A technical advice memorandum is a statement of the IRS position regarding a specific set of facts; it may not be cited as precedent. I.R.C. § 6110(b), (j) (3)

 6

The Bergmans have suggested that the government has changed its argument on appeal, abandoning the position that there was no actual economic outlay and arguing instead that the December 20 transactions did not have any economic substance. These are not distinct theories, however, but rather the same argument presented at different levels of generality. Loan transactions, like all transactions, must have independent economic substance to confer tax benefits on the parties. See, e.g., Knetsch v. United States, 364 U.S. 361, 364-65, 81 S. Ct. 132, 5 L. Ed. 2d 128 (1960). The tax benefits of creating indebtedness thus may be set aside if the taxpayer's economic situation has not actually changed. See, e.g., Drobny v. Commissioner, 86 T.C. 1326, 1346, 1986 WL 22150 (1986), Karme v.

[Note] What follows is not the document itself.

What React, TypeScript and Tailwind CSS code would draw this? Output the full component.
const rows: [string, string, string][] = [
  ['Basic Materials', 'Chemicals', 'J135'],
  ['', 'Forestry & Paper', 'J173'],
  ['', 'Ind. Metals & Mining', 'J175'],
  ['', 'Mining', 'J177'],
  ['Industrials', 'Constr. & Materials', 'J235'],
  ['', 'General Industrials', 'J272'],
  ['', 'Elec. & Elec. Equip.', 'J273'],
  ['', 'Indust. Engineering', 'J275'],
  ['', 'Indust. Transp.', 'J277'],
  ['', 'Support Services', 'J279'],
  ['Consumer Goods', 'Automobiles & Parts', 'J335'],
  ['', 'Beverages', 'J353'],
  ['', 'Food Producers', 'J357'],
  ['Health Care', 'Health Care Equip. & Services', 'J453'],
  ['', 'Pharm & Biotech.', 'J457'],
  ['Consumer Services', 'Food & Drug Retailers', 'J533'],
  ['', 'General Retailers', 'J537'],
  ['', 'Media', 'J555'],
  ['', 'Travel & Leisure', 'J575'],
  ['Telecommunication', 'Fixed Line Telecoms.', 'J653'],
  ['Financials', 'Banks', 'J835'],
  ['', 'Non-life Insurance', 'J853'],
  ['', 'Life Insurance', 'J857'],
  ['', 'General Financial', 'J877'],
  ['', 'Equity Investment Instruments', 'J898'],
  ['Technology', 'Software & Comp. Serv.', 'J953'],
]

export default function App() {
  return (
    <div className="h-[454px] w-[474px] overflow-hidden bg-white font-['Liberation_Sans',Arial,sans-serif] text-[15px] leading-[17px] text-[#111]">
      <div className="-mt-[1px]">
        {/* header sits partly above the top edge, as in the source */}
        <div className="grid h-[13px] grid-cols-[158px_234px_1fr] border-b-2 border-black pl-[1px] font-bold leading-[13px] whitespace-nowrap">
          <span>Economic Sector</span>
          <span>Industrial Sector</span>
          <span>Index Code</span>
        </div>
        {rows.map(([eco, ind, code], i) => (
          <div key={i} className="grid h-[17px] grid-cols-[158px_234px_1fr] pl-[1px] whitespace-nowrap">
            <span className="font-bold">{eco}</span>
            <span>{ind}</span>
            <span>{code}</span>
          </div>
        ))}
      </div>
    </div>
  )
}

Commissioner, 73 T.C. 1163, 1186-87, 1980 WL 4447 (1980), aff'd, 673 F.2d 1062 (9th Cir. 1982). Actual indebtedness is created only where there is an economically significant change in the taxpayer's wealth; in other words, there must be an actual economic outlay that leaves the taxpayer poorer in a material sense. See, e.g., Perry v. Commissioner, 54 T.C. 1293, 1295-96, 1970 WL 2283 (1970), aff'd, 1971 WL 2651 (8th Cir.)

 7

I.R.C. § 1366(d) (1) provides that:

The aggregate amount of losses and deductions taken into account by a shareholder under subsection (a) [allows shareholders to deduct their pro rata shares of an S corporation's loss] for any taxable year shall not exceed the sum of--

(A) the adjusted basis of the shareholder's stock in the S corporation ...

(B) the shareholder's adjusted basis of any indebtedness of the S corporation to the shareholder ...

Losses that cannot be deducted in one year may be carried over indefinitely. I.R.C. § 1366(c).